• [WHAT YOU SHOULD DO]: Determine how many lines include the string "components". Output that number only.

• [SUPPLIED INFORMATION]:
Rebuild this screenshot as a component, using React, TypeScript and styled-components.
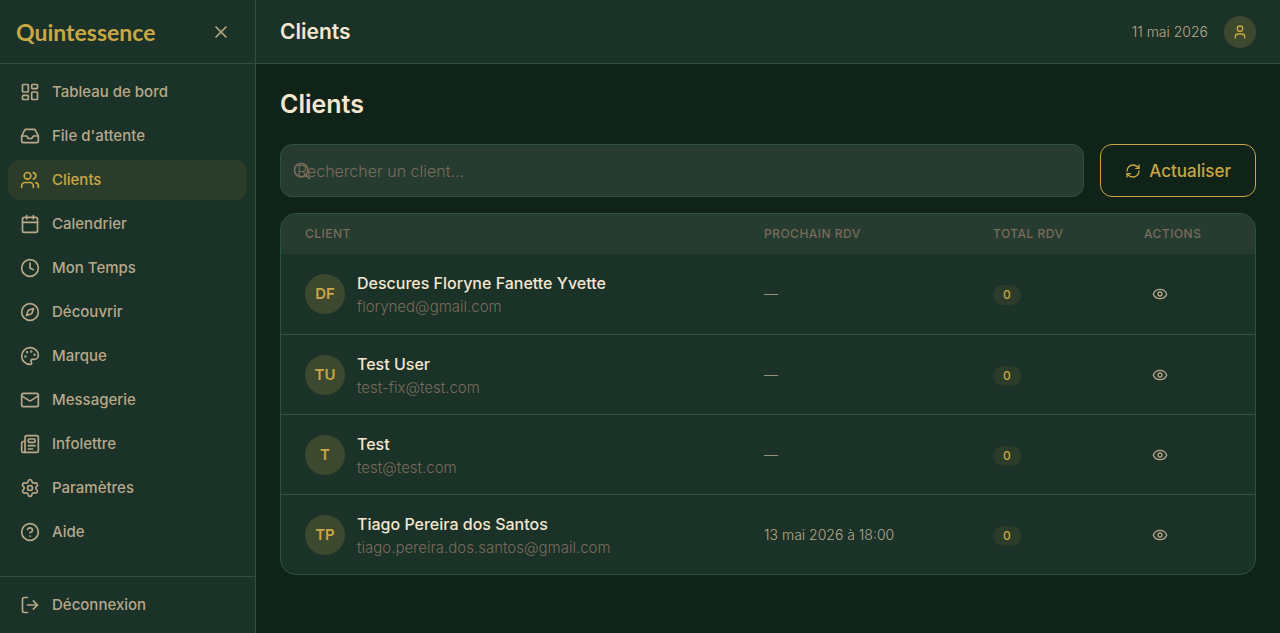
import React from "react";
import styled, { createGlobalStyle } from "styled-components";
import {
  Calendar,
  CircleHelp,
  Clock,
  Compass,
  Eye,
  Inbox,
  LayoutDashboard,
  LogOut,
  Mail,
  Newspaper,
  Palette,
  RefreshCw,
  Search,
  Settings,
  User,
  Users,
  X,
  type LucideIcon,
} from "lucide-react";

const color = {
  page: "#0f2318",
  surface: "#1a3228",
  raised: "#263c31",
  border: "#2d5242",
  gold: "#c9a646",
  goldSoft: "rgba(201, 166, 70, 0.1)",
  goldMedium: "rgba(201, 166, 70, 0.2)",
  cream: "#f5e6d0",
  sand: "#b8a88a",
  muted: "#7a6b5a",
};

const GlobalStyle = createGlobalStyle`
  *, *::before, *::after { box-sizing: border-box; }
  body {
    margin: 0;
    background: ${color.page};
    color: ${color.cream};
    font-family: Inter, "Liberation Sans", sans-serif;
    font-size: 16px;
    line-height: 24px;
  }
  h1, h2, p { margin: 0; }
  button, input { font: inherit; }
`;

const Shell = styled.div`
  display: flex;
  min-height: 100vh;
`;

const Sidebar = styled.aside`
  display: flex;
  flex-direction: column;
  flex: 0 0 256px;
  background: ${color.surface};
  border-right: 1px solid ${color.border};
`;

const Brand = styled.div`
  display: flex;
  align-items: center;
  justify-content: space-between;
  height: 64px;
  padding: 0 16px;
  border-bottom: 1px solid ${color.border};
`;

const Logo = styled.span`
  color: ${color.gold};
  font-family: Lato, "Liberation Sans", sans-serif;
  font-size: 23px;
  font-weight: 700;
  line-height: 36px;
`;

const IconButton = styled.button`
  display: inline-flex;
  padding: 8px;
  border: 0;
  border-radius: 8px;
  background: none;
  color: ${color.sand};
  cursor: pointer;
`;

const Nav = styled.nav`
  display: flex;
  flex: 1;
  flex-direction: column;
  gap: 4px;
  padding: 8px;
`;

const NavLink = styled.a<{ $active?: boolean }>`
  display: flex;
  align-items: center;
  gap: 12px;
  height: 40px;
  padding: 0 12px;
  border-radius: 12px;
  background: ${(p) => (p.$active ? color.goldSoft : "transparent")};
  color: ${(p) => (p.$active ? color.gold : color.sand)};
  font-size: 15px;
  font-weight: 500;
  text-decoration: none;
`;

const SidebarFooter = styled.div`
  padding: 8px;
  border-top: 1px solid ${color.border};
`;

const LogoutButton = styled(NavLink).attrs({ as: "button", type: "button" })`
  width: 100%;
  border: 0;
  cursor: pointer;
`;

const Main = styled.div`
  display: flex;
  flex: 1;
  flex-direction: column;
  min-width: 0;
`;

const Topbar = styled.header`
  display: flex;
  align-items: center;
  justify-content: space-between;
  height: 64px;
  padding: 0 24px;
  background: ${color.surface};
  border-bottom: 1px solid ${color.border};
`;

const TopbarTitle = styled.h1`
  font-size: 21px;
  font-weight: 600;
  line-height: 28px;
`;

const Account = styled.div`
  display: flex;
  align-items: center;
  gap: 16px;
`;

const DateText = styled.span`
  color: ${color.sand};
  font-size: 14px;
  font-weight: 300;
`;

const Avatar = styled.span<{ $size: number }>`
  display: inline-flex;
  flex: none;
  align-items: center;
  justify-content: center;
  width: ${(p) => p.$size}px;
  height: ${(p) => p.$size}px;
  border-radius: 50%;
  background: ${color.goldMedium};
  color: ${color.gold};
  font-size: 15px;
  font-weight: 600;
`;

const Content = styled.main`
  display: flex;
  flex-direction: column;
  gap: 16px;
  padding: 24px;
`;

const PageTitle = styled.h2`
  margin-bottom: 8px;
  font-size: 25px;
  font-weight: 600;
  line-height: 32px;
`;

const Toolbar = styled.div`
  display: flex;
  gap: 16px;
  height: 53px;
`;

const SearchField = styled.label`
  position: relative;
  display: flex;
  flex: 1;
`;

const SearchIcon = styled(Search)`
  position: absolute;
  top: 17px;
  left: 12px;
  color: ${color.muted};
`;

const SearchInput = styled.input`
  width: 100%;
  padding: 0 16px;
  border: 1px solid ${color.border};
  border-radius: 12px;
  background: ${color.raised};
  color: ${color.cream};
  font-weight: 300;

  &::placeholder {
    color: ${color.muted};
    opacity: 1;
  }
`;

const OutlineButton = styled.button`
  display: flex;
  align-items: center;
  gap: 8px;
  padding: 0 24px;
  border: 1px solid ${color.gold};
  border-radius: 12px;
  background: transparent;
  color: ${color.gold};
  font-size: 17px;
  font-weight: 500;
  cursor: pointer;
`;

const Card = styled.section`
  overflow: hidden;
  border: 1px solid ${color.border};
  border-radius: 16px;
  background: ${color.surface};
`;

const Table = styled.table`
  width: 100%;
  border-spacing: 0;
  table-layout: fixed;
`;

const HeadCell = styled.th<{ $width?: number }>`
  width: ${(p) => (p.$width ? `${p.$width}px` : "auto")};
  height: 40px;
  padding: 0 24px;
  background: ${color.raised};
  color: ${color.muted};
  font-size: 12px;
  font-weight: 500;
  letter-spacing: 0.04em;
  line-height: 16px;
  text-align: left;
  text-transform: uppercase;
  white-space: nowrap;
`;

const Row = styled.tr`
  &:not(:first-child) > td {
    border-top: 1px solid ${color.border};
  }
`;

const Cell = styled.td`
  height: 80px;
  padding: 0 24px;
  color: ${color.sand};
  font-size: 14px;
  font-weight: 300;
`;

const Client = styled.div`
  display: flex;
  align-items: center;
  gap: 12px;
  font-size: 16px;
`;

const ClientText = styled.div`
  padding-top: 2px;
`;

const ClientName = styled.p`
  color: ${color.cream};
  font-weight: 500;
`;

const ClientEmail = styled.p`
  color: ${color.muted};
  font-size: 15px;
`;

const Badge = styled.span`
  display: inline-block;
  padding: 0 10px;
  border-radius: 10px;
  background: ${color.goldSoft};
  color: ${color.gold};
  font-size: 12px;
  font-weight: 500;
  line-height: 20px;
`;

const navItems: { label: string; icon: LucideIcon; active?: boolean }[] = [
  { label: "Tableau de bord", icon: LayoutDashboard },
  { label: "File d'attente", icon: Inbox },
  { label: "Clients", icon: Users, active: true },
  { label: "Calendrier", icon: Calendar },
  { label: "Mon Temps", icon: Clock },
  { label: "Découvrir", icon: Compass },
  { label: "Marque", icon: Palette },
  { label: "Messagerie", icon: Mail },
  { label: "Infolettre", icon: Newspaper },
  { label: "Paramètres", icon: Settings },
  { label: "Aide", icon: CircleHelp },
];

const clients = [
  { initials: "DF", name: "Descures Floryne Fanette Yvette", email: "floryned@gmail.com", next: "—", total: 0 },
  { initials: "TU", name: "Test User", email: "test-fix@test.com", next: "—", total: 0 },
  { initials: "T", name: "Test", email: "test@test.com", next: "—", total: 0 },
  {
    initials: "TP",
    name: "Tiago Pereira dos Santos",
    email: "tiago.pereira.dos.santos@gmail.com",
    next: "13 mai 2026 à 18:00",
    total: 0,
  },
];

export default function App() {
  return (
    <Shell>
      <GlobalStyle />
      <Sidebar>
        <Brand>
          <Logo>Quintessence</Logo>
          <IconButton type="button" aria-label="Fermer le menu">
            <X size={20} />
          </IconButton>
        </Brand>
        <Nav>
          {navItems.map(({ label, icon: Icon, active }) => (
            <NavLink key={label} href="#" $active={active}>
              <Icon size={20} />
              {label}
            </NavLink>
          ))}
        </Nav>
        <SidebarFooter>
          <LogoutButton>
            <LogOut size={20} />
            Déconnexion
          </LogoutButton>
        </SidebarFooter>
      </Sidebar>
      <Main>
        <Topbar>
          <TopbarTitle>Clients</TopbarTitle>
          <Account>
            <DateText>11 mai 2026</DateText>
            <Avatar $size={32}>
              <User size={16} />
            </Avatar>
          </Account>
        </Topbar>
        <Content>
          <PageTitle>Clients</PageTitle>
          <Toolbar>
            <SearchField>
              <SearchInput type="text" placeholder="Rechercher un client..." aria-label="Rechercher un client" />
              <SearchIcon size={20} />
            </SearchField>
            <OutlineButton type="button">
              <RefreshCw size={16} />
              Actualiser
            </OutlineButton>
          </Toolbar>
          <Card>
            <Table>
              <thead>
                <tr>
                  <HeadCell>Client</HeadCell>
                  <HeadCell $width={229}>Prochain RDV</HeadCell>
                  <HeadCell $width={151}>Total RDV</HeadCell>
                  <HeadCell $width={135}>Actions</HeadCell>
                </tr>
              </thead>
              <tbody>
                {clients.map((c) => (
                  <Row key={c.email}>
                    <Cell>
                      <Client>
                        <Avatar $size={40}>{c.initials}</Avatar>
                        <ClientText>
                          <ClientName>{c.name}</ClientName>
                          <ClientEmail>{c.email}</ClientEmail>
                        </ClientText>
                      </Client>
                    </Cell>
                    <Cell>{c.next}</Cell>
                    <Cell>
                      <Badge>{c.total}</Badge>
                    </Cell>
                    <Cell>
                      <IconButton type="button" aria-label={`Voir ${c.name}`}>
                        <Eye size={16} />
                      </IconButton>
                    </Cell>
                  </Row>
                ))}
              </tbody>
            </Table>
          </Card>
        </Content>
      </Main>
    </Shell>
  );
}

• [THE REPLY]: 2